Reproduce the listing below in full and without alteration, apart from its pictures.

======== Raw data ========

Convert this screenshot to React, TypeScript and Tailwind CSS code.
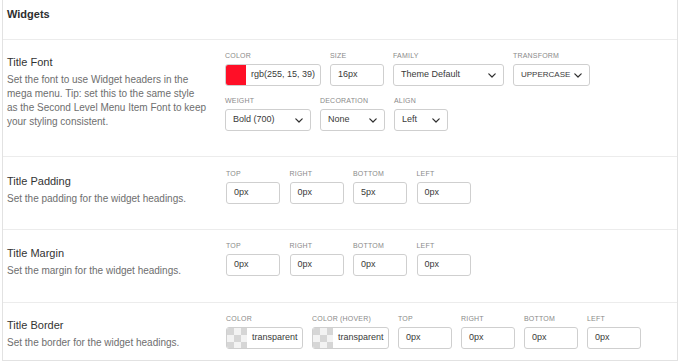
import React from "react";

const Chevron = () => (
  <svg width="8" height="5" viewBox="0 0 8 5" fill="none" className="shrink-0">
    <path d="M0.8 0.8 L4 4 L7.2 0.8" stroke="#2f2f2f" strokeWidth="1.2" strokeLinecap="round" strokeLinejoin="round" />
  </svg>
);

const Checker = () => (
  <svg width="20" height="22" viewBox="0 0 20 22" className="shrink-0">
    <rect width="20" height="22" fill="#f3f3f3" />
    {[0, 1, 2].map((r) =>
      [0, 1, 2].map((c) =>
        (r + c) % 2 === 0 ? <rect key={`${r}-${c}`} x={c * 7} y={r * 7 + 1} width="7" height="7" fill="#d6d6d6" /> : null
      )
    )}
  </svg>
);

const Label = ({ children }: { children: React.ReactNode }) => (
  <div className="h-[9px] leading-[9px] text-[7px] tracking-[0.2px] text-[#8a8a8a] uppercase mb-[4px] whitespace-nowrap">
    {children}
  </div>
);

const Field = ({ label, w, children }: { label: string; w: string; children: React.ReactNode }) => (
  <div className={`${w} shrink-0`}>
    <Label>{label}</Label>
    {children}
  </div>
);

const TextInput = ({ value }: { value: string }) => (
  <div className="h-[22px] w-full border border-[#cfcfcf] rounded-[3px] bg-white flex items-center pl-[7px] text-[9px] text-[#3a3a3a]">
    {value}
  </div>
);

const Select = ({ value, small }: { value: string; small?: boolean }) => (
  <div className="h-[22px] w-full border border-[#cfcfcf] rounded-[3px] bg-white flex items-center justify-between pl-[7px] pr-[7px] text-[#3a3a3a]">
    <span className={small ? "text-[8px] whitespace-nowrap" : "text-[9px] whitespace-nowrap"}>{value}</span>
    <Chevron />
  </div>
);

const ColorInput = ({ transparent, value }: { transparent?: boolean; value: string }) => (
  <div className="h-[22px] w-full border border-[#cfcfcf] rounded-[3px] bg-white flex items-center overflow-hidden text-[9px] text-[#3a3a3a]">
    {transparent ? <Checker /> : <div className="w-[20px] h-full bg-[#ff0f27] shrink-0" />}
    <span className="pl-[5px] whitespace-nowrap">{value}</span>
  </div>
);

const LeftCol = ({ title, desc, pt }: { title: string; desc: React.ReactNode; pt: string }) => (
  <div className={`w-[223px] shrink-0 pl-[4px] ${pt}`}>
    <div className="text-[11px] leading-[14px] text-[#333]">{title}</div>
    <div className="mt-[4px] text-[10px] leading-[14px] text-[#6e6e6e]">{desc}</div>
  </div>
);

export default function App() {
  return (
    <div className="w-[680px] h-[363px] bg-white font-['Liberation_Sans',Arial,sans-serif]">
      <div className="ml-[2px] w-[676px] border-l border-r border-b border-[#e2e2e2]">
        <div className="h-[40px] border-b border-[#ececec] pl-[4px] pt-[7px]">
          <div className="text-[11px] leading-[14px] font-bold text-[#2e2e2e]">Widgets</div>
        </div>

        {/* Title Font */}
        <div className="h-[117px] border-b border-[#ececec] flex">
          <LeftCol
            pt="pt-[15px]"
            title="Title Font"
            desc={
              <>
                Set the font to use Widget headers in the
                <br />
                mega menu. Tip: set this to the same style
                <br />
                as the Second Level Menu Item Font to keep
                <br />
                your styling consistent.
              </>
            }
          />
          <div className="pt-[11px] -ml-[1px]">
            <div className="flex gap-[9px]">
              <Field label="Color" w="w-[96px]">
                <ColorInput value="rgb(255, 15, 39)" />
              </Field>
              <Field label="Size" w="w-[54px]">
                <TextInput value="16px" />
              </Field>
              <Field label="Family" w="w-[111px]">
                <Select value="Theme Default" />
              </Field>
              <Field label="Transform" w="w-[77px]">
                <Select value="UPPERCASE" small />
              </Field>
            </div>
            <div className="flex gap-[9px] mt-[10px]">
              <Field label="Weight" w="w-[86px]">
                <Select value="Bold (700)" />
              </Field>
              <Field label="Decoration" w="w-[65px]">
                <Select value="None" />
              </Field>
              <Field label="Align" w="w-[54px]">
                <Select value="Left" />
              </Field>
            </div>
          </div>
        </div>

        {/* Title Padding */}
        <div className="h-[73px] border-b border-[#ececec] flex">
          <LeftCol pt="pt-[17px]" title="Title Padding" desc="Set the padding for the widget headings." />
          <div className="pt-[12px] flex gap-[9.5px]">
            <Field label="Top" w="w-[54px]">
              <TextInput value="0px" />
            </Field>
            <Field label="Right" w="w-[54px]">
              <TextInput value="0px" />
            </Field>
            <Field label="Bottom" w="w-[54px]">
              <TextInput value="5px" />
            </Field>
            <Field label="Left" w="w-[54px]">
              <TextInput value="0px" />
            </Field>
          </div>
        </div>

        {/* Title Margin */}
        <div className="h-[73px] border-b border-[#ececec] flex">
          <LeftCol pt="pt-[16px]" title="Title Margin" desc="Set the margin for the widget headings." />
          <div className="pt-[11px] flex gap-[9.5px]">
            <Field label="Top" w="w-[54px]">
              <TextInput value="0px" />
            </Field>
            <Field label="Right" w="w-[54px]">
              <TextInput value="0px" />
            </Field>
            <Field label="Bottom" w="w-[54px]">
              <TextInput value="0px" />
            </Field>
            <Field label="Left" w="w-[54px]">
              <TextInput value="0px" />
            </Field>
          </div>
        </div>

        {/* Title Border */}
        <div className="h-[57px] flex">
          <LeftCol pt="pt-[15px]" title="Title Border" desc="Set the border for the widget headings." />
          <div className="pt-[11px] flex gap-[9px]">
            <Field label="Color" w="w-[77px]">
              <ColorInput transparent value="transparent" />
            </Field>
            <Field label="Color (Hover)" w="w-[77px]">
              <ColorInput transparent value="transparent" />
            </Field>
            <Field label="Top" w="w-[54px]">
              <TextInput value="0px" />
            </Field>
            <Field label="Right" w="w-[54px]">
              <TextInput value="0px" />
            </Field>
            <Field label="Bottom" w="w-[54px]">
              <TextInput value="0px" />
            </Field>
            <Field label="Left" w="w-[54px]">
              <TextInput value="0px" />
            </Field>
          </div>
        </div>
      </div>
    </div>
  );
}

========

The completed task:
Convert this screenshot to React, TypeScript and Tailwind CSS code.
import React from "react";

const Chevron = () => (
  <svg width="8" height="5" viewBox="0 0 8 5" fill="none" className="shrink-0">
    <path d="M0.8 0.8 L4 4 L7.2 0.8" stroke="#2f2f2f" strokeWidth="1.2" strokeLinecap="round" strokeLinejoin="round" />
  </svg>
);

const Checker = () => (
  <svg width="20" height="22" viewBox="0 0 20 22" className="shrink-0">
    <rect width="20" height="22" fill="#f3f3f3" />
    {[0, 1, 2].map((r) =>
      [0, 1, 2].map((c) =>
        (r + c) % 2 === 0 ? <rect key={`${r}-${c}`} x={c * 7} y={r * 7 + 1} width="7" height="7" fill="#d6d6d6" /> : null
      )
    )}
  </svg>
);

const Label = ({ children }: { children: React.ReactNode }) => (
  <div className="h-[9px] leading-[9px] text-[7px] tracking-[0.2px] text-[#8a8a8a] uppercase mb-[4px] whitespace-nowrap">
    {children}
  </div>
);

const Field = ({ label, w, children }: { label: string; w: string; children: React.ReactNode }) => (
  <div className={`${w} shrink-0`}>
    <Label>{label}</Label>
    {children}
  </div>
);

const TextInput = ({ value }: { value: string }) => (
  <div className="h-[22px] w-full border border-[#cfcfcf] rounded-[3px] bg-white flex items-center pl-[7px] text-[9px] text-[#3a3a3a]">
    {value}
  </div>
);

const Select = ({ value, small }: { value: string; small?: boolean }) => (
  <div className="h-[22px] w-full border border-[#cfcfcf] rounded-[3px] bg-white flex items-center justify-between pl-[7px] pr-[7px] text-[#3a3a3a]">
    <span className={small ? "text-[8px] whitespace-nowrap" : "text-[9px] whitespace-nowrap"}>{value}</span>
    <Chevron />
  </div>
);

const ColorInput = ({ transparent, value }: { transparent?: boolean; value: string }) => (
  <div className="h-[22px] w-full border border-[#cfcfcf] rounded-[3px] bg-white flex items-center overflow-hidden text-[9px] text-[#3a3a3a]">
    {transparent ? <Checker /> : <div className="w-[20px] h-full bg-[#ff0f27] shrink-0" />}
    <span className="pl-[5px] whitespace-nowrap">{value}</span>
  </div>
);

const LeftCol = ({ title, desc, pt }: { title: string; desc: React.ReactNode; pt: string }) => (
  <div className={`w-[223px] shrink-0 pl-[4px] ${pt}`}>
    <div className="text-[11px] leading-[14px] text-[#333]">{title}</div>
    <div className="mt-[4px] text-[10px] leading-[14px] text-[#6e6e6e]">{desc}</div>
  </div>
);

export default function App() {
  return (
    <div className="w-[680px] h-[363px] bg-white font-['Liberation_Sans',Arial,sans-serif]">
      <div className="ml-[2px] w-[676px] border-l border-r border-b border-[#e2e2e2]">
        <div className="h-[40px] border-b border-[#ececec] pl-[4px] pt-[7px]">
          <div className="text-[11px] leading-[14px] font-bold text-[#2e2e2e]">Widgets</div>
        </div>

        {/* Title Font */}
        <div className="h-[117px] border-b border-[#ececec] flex">
          <LeftCol
            pt="pt-[15px]"
            title="Title Font"
            desc={
              <>
                Set the font to use Widget headers in the
                <br />
                mega menu. Tip: set this to the same style
                <br />
                as the Second Level Menu Item Font to keep
                <br />
                your styling consistent.
              </>
            }
          />
          <div className="pt-[11px] -ml-[1px]">
            <div className="flex gap-[9px]">
              <Field label="Color" w="w-[96px]">
                <ColorInput value="rgb(255, 15, 39)" />
              </Field>
              <Field label="Size" w="w-[54px]">
                <TextInput value="16px" />
              </Field>
              <Field label="Family" w="w-[111px]">
                <Select value="Theme Default" />
              </Field>
              <Field label="Transform" w="w-[77px]">
                <Select value="UPPERCASE" small />
              </Field>
            </div>
            <div className="flex gap-[9px] mt-[10px]">
              <Field label="Weight" w="w-[86px]">
                <Select value="Bold (700)" />
              </Field>
              <Field label="Decoration" w="w-[65px]">
                <Select value="None" />
              </Field>
              <Field label="Align" w="w-[54px]">
                <Select value="Left" />
              </Field>
            </div>
          </div>
        </div>

        {/* Title Padding */}
        <div className="h-[73px] border-b border-[#ececec] flex">
          <LeftCol pt="pt-[17px]" title="Title Padding" desc="Set the padding for the widget headings." />
          <div className="pt-[12px] flex gap-[9.5px]">
            <Field label="Top" w="w-[54px]">
              <TextInput value="0px" />
            </Field>
            <Field label="Right" w="w-[54px]">
              <TextInput value="0px" />
            </Field>
            <Field label="Bottom" w="w-[54px]">
              <TextInput value="5px" />
            </Field>
            <Field label="Left" w="w-[54px]">
              <TextInput value="0px" />
            </Field>
          </div>
        </div>

        {/* Title Margin */}
        <div className="h-[73px] border-b border-[#ececec] flex">
          <LeftCol pt="pt-[16px]" title="Title Margin" desc="Set the margin for the widget headings." />
          <div className="pt-[11px] flex gap-[9.5px]">
            <Field label="Top" w="w-[54px]">
              <TextInput value="0px" />
            </Field>
            <Field label="Right" w="w-[54px]">
              <TextInput value="0px" />
            </Field>
            <Field label="Bottom" w="w-[54px]">
              <TextInput value="0px" />
            </Field>
            <Field label="Left" w="w-[54px]">
              <TextInput value="0px" />
            </Field>
          </div>
        </div>

        {/* Title Border */}
        <div className="h-[57px] flex">
          <LeftCol pt="pt-[15px]" title="Title Border" desc="Set the border for the widget headings." />
          <div className="pt-[11px] flex gap-[9px]">
            <Field label="Color" w="w-[77px]">
              <ColorInput transparent value="transparent" />
            </Field>
            <Field label="Color (Hover)" w="w-[77px]">
              <ColorInput transparent value="transparent" />
            </Field>
            <Field label="Top" w="w-[54px]">
              <TextInput value="0px" />
            </Field>
            <Field label="Right" w="w-[54px]">
              <TextInput value="0px" />
            </Field>
            <Field label="Bottom" w="w-[54px]">
              <TextInput value="0px" />
            </Field>
            <Field label="Left" w="w-[54px]">
              <TextInput value="0px" />
            </Field>
          </div>
        </div>
      </div>
    </div>
  );
}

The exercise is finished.